Behind him, the stream of airborne rocks is endless, young men cheering every time the shattering of glass is heard, riding on each other’s shoulders to make their insults more audible, taking apart the neighborhood around them in the hopes that its broken pieces would serve as ammunition once they run out of rocks.

“What do these people know of the Prophet?” sighs Farouk.

To his left, his colleague asks, “What Prophet? You think any of these people care about religion?” He turned to Egypt Independent and added, “You’d think these were the most pious people on Earth, but we were here for dawn prayers and we can tell you not a single one of them stopped throwing rocks long enough to pray.”

Moments later, two teens rush past, carrying a child with blood spurting out between the fingers he has over his right eye.

“Good,” Farouk says. “Serves him right. I hope they all die. Those little kids are all hired to add to the chaos.”

When asked hired by whom, Farouk shrugs.

A few feet away, 51-year-old Reda Mohamed is wandering amongst the rock-throwing youth, sharing words of encouragement.

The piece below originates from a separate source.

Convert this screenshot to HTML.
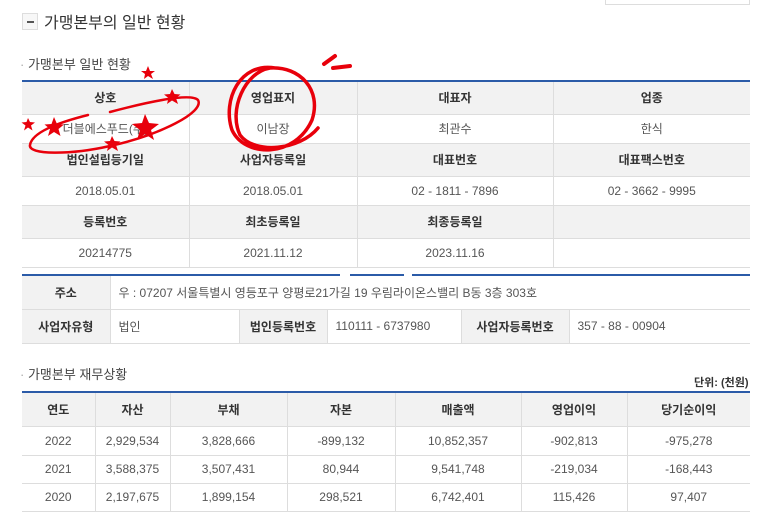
<!DOCTYPE html>
<html><head><meta charset="utf-8"><style>
*{margin:0;padding:0;box-sizing:border-box}
body{width:773px;height:531px;background:#fff;position:relative;overflow:hidden;font-family:"Liberation Sans","Noto Sans CJK KR",sans-serif;color:#555;font-size:12px}
.a{position:absolute}
table{position:absolute;border-collapse:collapse;table-layout:fixed}
td{border:1px solid #ddd;text-align:center;color:#555;font-size:12px;padding:0}
td.h{background:#f2f2f2;font-weight:bold;color:#333}
tr:first-child td{border-top:none}
td:first-child{border-left:none}td:last-child{border-right:none}
.blue{position:absolute;height:2px;background:#2b5ba8}
</style></head><body>
<div class="a" style="left:605px;top:0;width:145px;height:5px;border:1px solid #ddd;border-top:none"></div>
<div class="a" style="left:22px;top:13px;width:16px;height:17px;border:1px solid #ddd;background:#f7f7f7"><div class="a" style="left:4px;top:7px;width:7px;height:2px;background:#555"></div></div>
<div class="a" style="left:44px;top:9px;font-size:16px;color:#333">가맹본부의 일반 현황</div>
<div class="a" style="left:20px;top:54px;font-size:13px;color:#444"><span style="color:#aaa">·</span> 가맹본부 일반 현황</div>

<div class="blue" style="left:22px;top:80px;width:728px"></div>
<table style="left:22px;top:82px;width:728px">
<colgroup><col style="width:167px"><col style="width:168px"><col style="width:196px"><col style="width:197px"></colgroup>
<tr style="height:32px"><td class="h">상호</td><td class="h">영업표지</td><td class="h">대표자</td><td class="h">업종</td></tr>
<tr style="height:29px"><td>더블에스푸드(주)</td><td>이남장</td><td>최관수</td><td>한식</td></tr>
<tr style="height:33px"><td class="h">법인설립등기일</td><td class="h">사업자등록일</td><td class="h">대표번호</td><td class="h">대표팩스번호</td></tr>
<tr style="height:29px"><td>2018.05.01</td><td>2018.05.01</td><td>02 - 1811 - 7896</td><td>02 - 3662 - 9995</td></tr>
<tr style="height:33px"><td class="h">등록번호</td><td class="h">최초등록일</td><td class="h">최종등록일</td><td class="h"></td></tr>
<tr style="height:29px"><td>20214775</td><td>2021.11.12</td><td>2023.11.16</td><td></td></tr>
</table>

<div class="blue" style="left:22px;top:274px;width:728px"></div>
<table style="left:22px;top:276px;width:728px">
<colgroup><col style="width:88px"><col style="width:129px"><col style="width:88px"><col style="width:134px"><col style="width:108px"><col style="width:181px"></colgroup>
<tr style="height:33px"><td class="h">주소</td><td colspan="5" style="text-align:left;padding-left:8px">우 : 07207 서울특별시 영등포구 양평로21가길 19 우림라이온스밸리 B동 3층 303호</td></tr>
<tr style="height:34px"><td class="h">사업자유형</td><td style="text-align:left;padding-left:8px">법인</td><td class="h">법인등록번호</td><td style="text-align:left;padding-left:8px">110111 - 6737980</td><td class="h">사업자등록번호</td><td style="text-align:left;padding-left:8px">357 - 88 - 00904</td></tr>
</table>

<div class="a" style="left:20px;top:364px;font-size:13px;color:#444"><span style="color:#aaa">·</span> 가맹본부 재무상황</div>
<div class="a" style="left:694px;top:374px;font-size:11px;color:#333;font-weight:bold">단위: (천원)</div>
<div class="blue" style="left:22px;top:391px;width:728px"></div>
<table style="left:22px;top:393px;width:728px">
<colgroup><col style="width:73px"><col style="width:75px"><col style="width:117px"><col style="width:108px"><col style="width:126px"><col style="width:106px"><col style="width:123px"></colgroup>
<tr style="height:33px"><td class="h">연도</td><td class="h">자산</td><td class="h">부채</td><td class="h">자본</td><td class="h">매출액</td><td class="h">영업이익</td><td class="h">당기순이익</td></tr>
<tr style="height:29px"><td>2022</td><td>2,929,534</td><td>3,828,666</td><td>-899,132</td><td>10,852,357</td><td>-902,813</td><td>-975,278</td></tr>
<tr style="height:28px"><td>2021</td><td>3,588,375</td><td>3,507,431</td><td>80,944</td><td>9,541,748</td><td>-219,034</td><td>-168,443</td></tr>
<tr style="height:28px"><td>2020</td><td>2,197,675</td><td>1,899,154</td><td>298,521</td><td>6,742,401</td><td>115,426</td><td>97,407</td></tr>
</table>

<svg class="a" style="left:0;top:0" width="773" height="531">
<g fill="none" stroke="#e8000b" stroke-linecap="round">
<path d="M275 68 C240 62 222 100 232 130 C245 158 295 158 312 120 C322 90 300 66 270 68 C245 72 228 110 240 135 C255 155 300 150 318 128" stroke-width="3.5"/>
<path d="M324 64 L335 56" stroke-width="4"/>
<path d="M333 68 L350 66" stroke-width="4"/>
<path d="M110 112 C140 104 190 92 198 100 C205 112 160 135 110 146 C70 155 28 155 30 145 C32 132 60 122 88 115" stroke-width="2.5"/>
</g>
<g fill="#e8000b">
<path d="M148 66 l2 5 5 0 -4 3 2 5 -5 -3 -4 3 1 -5 -4 -3 5 0z"/>
<path d="M172 89 l2.5 5 6 0.5 -4.5 3.5 2 6 -6 -3.5 -5 3.5 1.5 -6 -4.5 -3.5 6 -0.5z"/>
<path d="M28 118 l2 4 5 0.5 -4 3 1.5 5 -4.5 -3 -4 3 1.5 -5 -4 -3 5 -0.5z"/>
<path d="M54 117 l3 7 7 0.5 -5.5 4.5 2 7 -6.5 -4 -6 4 2 -7 -5.5 -4.5 7 -0.5z"/>
<path d="M145 114 l4 9 10 1 -8 6 3 10 -9 -6 -8 6 3 -10 -8 -6 10 -1z"/>
<path d="M112 136 l2.5 5 6 0.5 -4.5 3.5 2 6 -6 -3.5 -5 3.5 1.5 -6 -4.5 -3.5 6 -0.5z"/>
</g>
<g fill="#fff"><rect x="340" y="268" width="10" height="8"/><rect x="404" y="268" width="8" height="8"/></g>
</svg>
</body></html>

When asked how attacking the US Embassy makes any sense, he replies flatly, “It’s their embassy.” After listening to an extremely brief explanation of how unrelated the embassy remains to the filmmakers, Mohamed, without the slightest change of tone or expression, states, “It’s wrong to attack the embassy.” But then the conversation is interrupted by two younger men who claim the film was financed, in part at least, by the US government. “See?” Mohamed replies with a look of disgust, before following the two men in the direction of the temporarily guarded embassy.

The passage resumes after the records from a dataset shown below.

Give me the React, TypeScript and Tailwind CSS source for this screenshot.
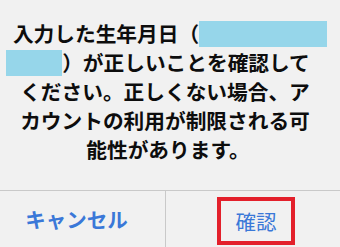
export default function App() {
  const font = { fontFamily: '"Noto Sans CJK JP", "Noto Sans", sans-serif' };
  return (
    <div className="flex h-[247px] w-[340px] flex-col overflow-hidden bg-[#f1f1f1]" style={font}>
      {/* Message */}
      <div className="pt-[19px] text-[20.7px] font-bold leading-[29px] text-[#0d0d0d]">
        <div className="flex h-[29px] items-center justify-center whitespace-nowrap">
          入力した生年月日（
          <span className="inline-block h-[26px] w-[128px] bg-[#96d6ea]" />
        </div>
        <div className="flex h-[29px] items-center justify-center whitespace-nowrap pr-[24px]">
          <span className="inline-block h-[26px] w-[56px] bg-[#96d6ea]" />
          ）が正しいことを確認して
        </div>
        <div className="flex h-[29px] items-center justify-center whitespace-nowrap pr-[10px]">
          ください。正しくない場合、ア
        </div>
        <div className="flex h-[29px] items-center justify-center whitespace-nowrap pr-[10px]">
          カウントの利用が制限される可
        </div>
        <div className="flex h-[29px] items-center justify-center whitespace-nowrap pr-[4px]">
          能性があります。
        </div>
      </div>

      {/* Buttons */}
      <div className="mt-[26px] flex h-[57px] border-t border-[#c9c9c9]">
        <button className="flex w-[165px] items-center justify-center pr-[12px] text-[20.5px] font-bold text-[#3a78d8]">
          キャンセル
        </button>
        <div className="flex flex-1 items-center justify-center border-l border-[#c9c9c9]">
          <button className="ml-[6px] mt-[4px] flex h-[48px] w-[78px] items-center justify-center border-[4px] border-[#e3202b] text-[20.5px] font-normal text-[#3a78d8]">
            確認
          </button>
        </div>
      </div>
    </div>
  );
}
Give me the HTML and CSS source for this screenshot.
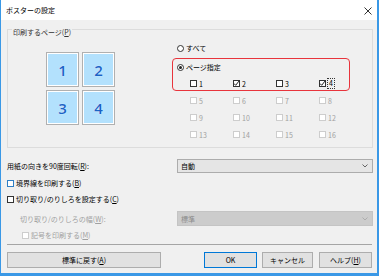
FILE: index.html
```html
<!DOCTYPE html>
<html lang="ja">
<head>
<meta charset="utf-8">
<title>ポスターの設定</title>
<link rel="stylesheet" href="styles.css">
</head>
<body>
<div class="win">
  <div class="titlebar">
    <span class="title">ポスターの設定</span>
    <svg class="close" width="8" height="8" viewBox="0 0 8 8"><path d="M0.5 0.5 L7.5 7.5 M7.5 0.5 L0.5 7.5" stroke="#333" stroke-width="1"/></svg>
  </div>
  <div class="main">
    <div class="group">
      <div class="gtitle">印刷するページ(<u>P</u>)</div>
      <div class="gbody">
        <div class="tiles">
          <div class="tile">1</div>
          <div class="tile">2</div>
          <div class="tile">3</div>
          <div class="tile">4</div>
        </div>
        <div class="opts">
          <div class="radio-row"><span class="radio"></span><span>すべて</span></div>
          <div class="radio-row r2"><span class="radio on"></span><span>ページ指定</span></div>
          <div class="pages">
            <div class="cbi"><span class="cb"></span><span>1</span></div>
            <div class="cbi"><span class="cb"><svg width="7" height="7" viewBox="0 0 7 7"><path d="M0.8 3.4 L2.7 5.3 L6.2 0.8" fill="none" stroke="#222" stroke-width="1"/></svg></span><span>2</span></div>
            <div class="cbi"><span class="cb"></span><span>3</span></div>
            <div class="cbi"><span class="cb"><svg width="7" height="7" viewBox="0 0 7 7"><path d="M0.8 3.4 L2.7 5.3 L6.2 0.8" fill="none" stroke="#222" stroke-width="1"/></svg></span><span class="focus">4</span></div>
            <div class="cbi dis"><span class="cb"></span><span>5</span></div>
            <div class="cbi dis"><span class="cb"></span><span>6</span></div>
            <div class="cbi dis"><span class="cb"></span><span>7</span></div>
            <div class="cbi dis"><span class="cb"></span><span>8</span></div>
            <div class="cbi dis"><span class="cb"></span><span>9</span></div>
            <div class="cbi dis"><span class="cb"></span><span>10</span></div>
            <div class="cbi dis"><span class="cb"></span><span>11</span></div>
            <div class="cbi dis"><span class="cb"></span><span>12</span></div>
            <div class="cbi dis"><span class="cb"></span><span>13</span></div>
            <div class="cbi dis"><span class="cb"></span><span>14</span></div>
            <div class="cbi dis"><span class="cb"></span><span>15</span></div>
            <div class="cbi dis"><span class="cb"></span><span>16</span></div>
          </div>
        </div>
      </div>
      <div class="highlight"></div>
    </div>

    <div class="row r-orient">
      <span>用紙の向きを90度回転(<u>R</u>):</span>
      <div class="select"><span>自動</span><svg width="6" height="4" viewBox="0 0 6 4"><path d="M0.5 0.5 L3 3 L5.5 0.5" fill="none" stroke="#555" stroke-width="0.9"/></svg></div>
    </div>
    <div class="row r-border"><span class="cb blue"></span><span>境界線を印刷する(<u>B</u>)</span></div>
    <div class="row r-cut"><span class="cb"></span><span>切り取り/のりしろを設定する(<u>C</u>)</span></div>
    <div class="row r-width dis">
      <span class="indent">切り取り/のりしろの幅(<u>W</u>):</span>
      <div class="select off"><span>標準</span><svg width="6" height="4" viewBox="0 0 6 4"><path d="M0.5 0.5 L3 3 L5.5 0.5" fill="none" stroke="#a8a8a8" stroke-width="0.9"/></svg></div>
    </div>
    <div class="row r-mark dis"><span class="cb"></span><span>記号を印刷する(<u>M</u>)</span></div>
    <div class="sep"></div>
    <div class="buttons">
      <div class="btn wide">標準に戻す(<u>A</u>)</div>
      <div class="btn ok">OK</div>
      <div class="btn cancel">キャンセル</div>
      <div class="btn help">ヘルプ(<u>H</u>)</div>
    </div>
  </div>
</div>
</body>
</html>
```
FILE: styles.css
```css
* { box-sizing: border-box; margin: 0; padding: 0; }
body {
  width: 379px; height: 276px; overflow: hidden;
  font-family: "Noto Sans CJK JP", "Noto Sans", sans-serif;
  font-size: 7px; line-height: 10px; color: #000; background: #f0f0f0;
}
u { text-decoration: underline; text-underline-offset: 1px; }
.win {
  width: 379px; height: 276px;
  border-left: 1px solid #3a98e6; border-right: 2px solid #3a98e6; border-bottom: 3px solid #3a98e6;
  display: flex; flex-direction: column; background: #f0f0f0;
}
.titlebar {
  height: 20px; flex: none; background: #fff;
  display: flex; align-items: center; justify-content: space-between;
  padding: 0 5px;
}
.close { display: block; margin-top: 1px; }
.main { padding: 0 0 0 6px; width: 372px; }

.group {
  position: relative; margin-top: 9px; width: 366px; height: 119px;
  border: 1px solid #dcdcdc;
}
.gtitle {
  margin: -3px 0 0 4px; padding: 0 1px; width: fit-content;
  background: #f0f0f0; color: #333;
}
.gbody { display: flex; align-items: flex-start; padding-left: 38px; }
.tiles {
  margin-top: 15px;
  display: grid; grid-template-columns: 33px 33px; grid-template-rows: 35px 35px; gap: 3px;
}
.tile {
  background: #b3e1fd; border: 1px solid #b0b0b0; box-shadow: inset 0 0 0 1px #fff;
  display: flex; align-items: center; justify-content: center;
  font-family: "Open Sans", "Noto Sans", sans-serif; font-weight: 600; font-size: 15px;
  color: #1b63c6; text-shadow: 0 0 1px #fff;
}
.opts { margin-left: 62px; padding-top: 6px; }
.radio-row { display: flex; align-items: center; gap: 2px; height: 10px; }
.radio-row.r2 { margin-top: 9px; }
.radio {
  width: 7px; height: 7px; border: 1px solid #333; border-radius: 50%; background: #fff;
  display: flex; align-items: center; justify-content: center;
}
.radio.on::after { content: ""; width: 3px; height: 3px; border-radius: 50%; background: #222; }
.pages {
  margin: 3px 0 0 13px;
  display: grid; grid-template-columns: repeat(4, 43px); grid-auto-rows: 17px;
}
.cbi { display: flex; align-items: center; gap: 2px; }
.cb {
  flex: none; width: 7px; height: 7px; border: 1px solid #333; background: #fff;
  display: flex; align-items: center; justify-content: center;
}
.cb svg { display: block; flex: none; }
.cb.blue { border-color: #2e7fc6; }
.dis { color: #a0a0a0; }
.dis .cb { border-color: #cdcdcd; }
.focus { outline: 1px dotted #333; outline-offset: 0; padding: 0 1px; line-height: 9px; }
.highlight {
  position: absolute; left: 164px; top: 28px; width: 178px; height: 33px;
  border: 1.5px solid #e8343c; border-radius: 4px; pointer-events: none;
}

.row { display: flex; align-items: center; gap: 2px; width: 366px; height: 10px; }
.r-orient { margin-top: 11px; height: 14px; justify-content: space-between; }
.r-border { margin-top: 5px; }
.r-cut { margin-top: 6px; }
.r-width { margin-top: 7px; height: 15px; justify-content: space-between; }
.r-width .indent { padding-left: 13px; }
.r-mark { margin-top: 4px; padding-left: 15px; }
.select {
  width: 196px; height: 100%; background: #e5e5e5; border: 1px solid #acacac;
  display: flex; align-items: center; justify-content: space-between; padding: 0 4px 0 3px;
}
.select.off { background: #cccccc; border-color: #c4c4c4; color: #8c8c8c; }
.sep { margin-top: 4px; width: 365px; height: 1px; background: #a5a5a5; }
.buttons { margin-top: 7px; display: flex; width: 365px; height: 16px; }
.btn {
  height: 16px; background: #e1e1e1; border: 1px solid #adadad;
  display: flex; align-items: center; justify-content: center;
}
.btn.wide { width: 154px; }
.btn.ok { width: 53px; margin-left: auto; border-color: #0078d7; }
.btn.cancel { width: 51px; margin-left: 5px; }
.btn.help { width: 53px; margin-left: 6px; }
```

The crowd erupts shortly afterwards, its attention drawn to the two foreign men being quickly escorted from the scene by a small group of Egyptians. One of the men has had his green t-shirt torn; his left shoulder and part of his chest are exposed. Within seconds, hundreds of protesters have descended upon them, some laughing, others clearly enraged, thumping the foreigners on the head, piling on top of them and trying to wrestle them to the ground while bystanders shout for help and the prevalence of common sense. “You’re beating random foreigners, you dogs!” one woman in a burqa screams. For several moments, the foreign men are completely obscured by a flurry of fists and bodies, until enough individuals come to their aid and manage to extract them from the cluster. The small group escapes and is chased out of sight, with those left behind clearly struggling to come to terms with what they had just witnessed. One woman breaks down into tears, men mutter in disbelief, and an adolescent admonishes nobody in particular, shouting, “I know those men — one is Italian, the other is Dutch. They have nothing to do with this, they’re not even Americans.”

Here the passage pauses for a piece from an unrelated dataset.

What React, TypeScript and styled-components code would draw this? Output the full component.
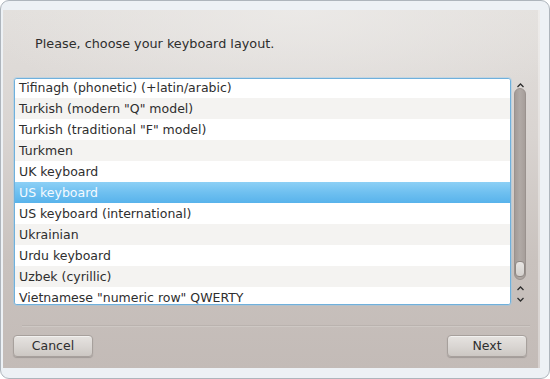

“So what if they were?” one older man bursts, before repeating the question again at a louder volume. “Have we all gone crazy?”

An answer can be found at the wall, where Hassan Eid, a protester who claims to have been “suffering” at the scene “for the past 10 days” — despite the fact that the violence began on Tuesday night — continues to bark orders at his rock-throwing comrades.

“People who say this is crazy have no honor, or religion,” he asserts. “What is so crazy about protecting your honor, and protecting what is most sacred in all our lives? This is not crazy. This is a new age, under a new regime. And this is our new way of protesting.”